E gli impatti che queste aspettative e richieste hanno sulle aziende sono trasversali lungo tutta l’organizzazione: “benché il Cio e i dipartimenti It abbiano un ruolo di primaria importanza nella preparazione delle architetture necessarie ad abilitare tali servizi applicativi, essi sono principalmente dei “key-bridge”, cioè il ponte, lo snodo principale per unire tecnologie e business”, descrive Flower. “La non qualità del servizio o il malfunzionamento dell’applicazione, infatti, ha dei risvolti dirompenti direttamente sul business, a partire dal mancato profitto (per esempio se una vendita online non va a buon fine a causa dell’interruzione dell’applicazione che gestisce la transazione), fino al danno di immagine e del brand aziendale”.

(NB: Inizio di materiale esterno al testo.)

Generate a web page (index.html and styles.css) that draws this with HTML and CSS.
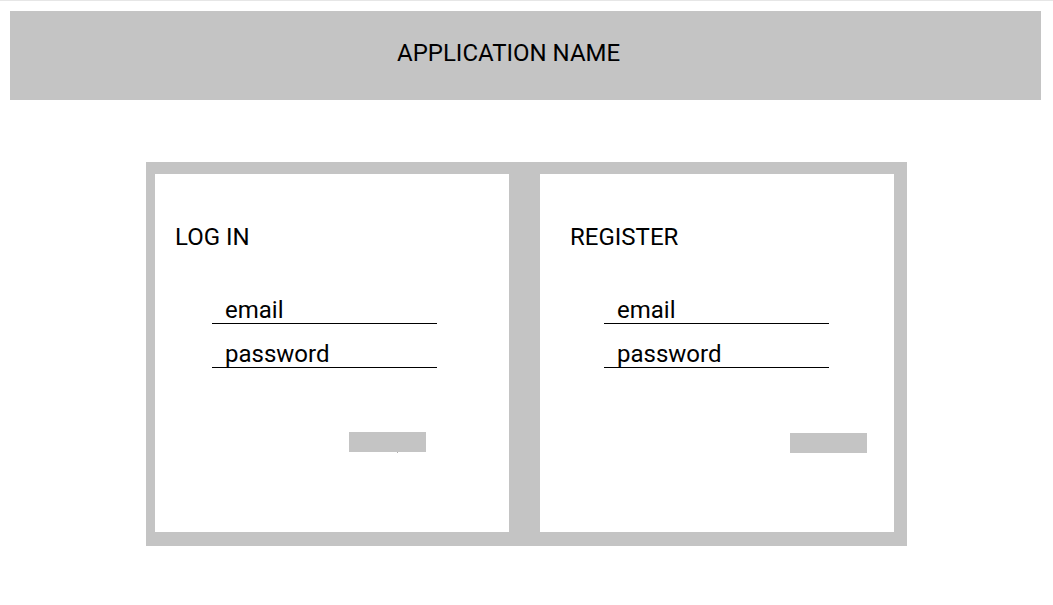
FILE: index.html
```html
<!DOCTYPE html>
<html lang="en">
<head>
<meta charset="utf-8">
<title>Application Name</title>
<link rel="stylesheet" href="styles.css">
</head>
<body>
<div class="topline"></div>
<header class="appbar">
  <h1 class="appbar-title">APPLICATION NAME</h1>
</header>
<main class="stage">
  <div class="frame">
    <section class="card card-login">
      <h2 class="card-title">LOG IN</h2>
      <div class="fields">
        <div class="field">email</div>
        <div class="field">password</div>
      </div>
      <div class="btn"></div>
    </section>
    <section class="card card-register">
      <h2 class="card-title">REGISTER</h2>
      <div class="fields">
        <div class="field">email</div>
        <div class="field">password</div>
      </div>
      <div class="btn"></div>
    </section>
  </div>
</main>
</body>
</html>
```
FILE: styles.css
```css
* { box-sizing: border-box; }
html, body { margin: 0; padding: 0; background: #fff; }
body {
  font-family: Roboto, "Liberation Sans", sans-serif;
  color: #000;
  width: 1053px;
  height: 605px;
  overflow: hidden;
}
.topline {
  height: 1px;
  background: #e6e6e6;
}
.appbar {
  margin: 10px 0 0 10px;
  width: 1031px;
  height: 89px;
  background: #c4c4c4;
  padding: 28px 0 0 387px;
}
.appbar-title {
  margin: 0;
  font-size: 24px;
  font-weight: 400;
  line-height: 28px;
}
.stage {
  padding: 62px 0 0 146px;
}
.frame {
  width: 761px;
  height: 384px;
  background: #c4c4c4;
  padding: 12px 13px 14px 9px;
  display: flex;
  gap: 31px;
}
.card {
  width: 354px;
  height: 358px;
  background: #fff;
  padding-top: 49px;
  display: flex;
  flex-direction: column;
}
.card-title {
  margin: 0;
  font-size: 24px;
  font-weight: 400;
  line-height: 28px;
}
.card-login .card-title { padding-left: 20px; }
.card-register .card-title { padding-left: 30px; }
.fields {
  margin-top: 45px;
  display: flex;
  flex-direction: column;
  gap: 16px;
  width: 225px;
}
.card-login .fields { margin-left: 57px; }
.card-register .fields { margin-left: 64px; }
.field {
  height: 28px;
  padding: 1px 0 0 13px;
  line-height: 26px;
  font-size: 24px;
  border-bottom: 1px solid #000;
}
.btn {
  width: 77px;
  height: 20px;
  background: #c4c4c4;
  position: relative;
}
.card-login .btn { margin: 64px 0 0 194px; }
.card-register .btn { margin: 65px 0 0 250px; }
.card-login .btn::after {
  content: "";
  position: absolute;
  left: 48px;
  top: 20px;
  width: 1px;
  height: 1px;
  background: #b0b0b0;
}
```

“Un utente non soddisfatto, infatti, non solo può cercare altrove ciò che gli serve con estrema facilità, ma può diventare anche un messaggero di cattiva pubblicità”, evidenzia Flower, “e è un rischio molto alto nell’era di Internet”.
“Compuware – aggiunge il Vice President Emea – ha svolto numerosi studi e analisi sul tema ed ha più volte evidenziato quanto sia alto e reale il rischio di abbandono di una pagina web da parte dell’utente in virtù di un malfunzionamento, anche temporaneo e limitato. Ci sono casi concreti di realtà aziendali (anche di respiro internazionale) che hanno avuto evidenti impatti sul business a causa di un inefficiente controllo delle performance applicative”.
“Il potere oggi è in mano ai “consumatori” e il modo di interagire con le aziende è profondamente cambiato – aggiunge Flower -. Contemporaneamente anche il modo di lavorare delle aziende e di fare business è cambiato. Il delivery delle applicazioni, quindi, è un aspetto che impatta su più livelli. Da un punto di vista meramente tecnologico, l’It deve comprendere gli effetti di ambienti multi-browser e multi-device sulla gestione delle prestazioni e far fronte a queste nuove sfide abilitando sistemi multi-channel in grado di soddisfare l’esperienza utente, indipendentemente dagli strumenti attraverso cui questa si concretizza. Da un punto di vista organizzativo, l’It deve capire quali potrebbero essere i nuovi canali di business della propria azienda per abilitare servizi applicativi adeguati, e questo richiede una fortissima interazione con i responsabili delle line of business, oltre alla capacità di avere una visione olistica e all’abilità di predisporre una strategia orientata al concetto di performance”.
“Compuware, infatti, propone prima di tutto esperienza, know how e best practice – conclude Flower – affinché l’Application Performance Management diventi un “modus-operandi” strategico e non uno strumento tecnologico fine a se stesso. A nostro avviso, infatti, prima di tutto è necessario costruire una mentalità aziendale attorno al concetto di performance applicative che deve partire dall’analisi del proprio modello di business, dalla valutazione degli asset critici e di quelli strategici necessari a supportare il processo di trasformazione dell’azienda. Dopodiché, si può procedere a livello tecnologico a disegnare un sistema di controllo delle performance che non sia limitato agli asset tecnologici ma che tenga conto degli impatti di business che le performance tecnologiche possono provocare”.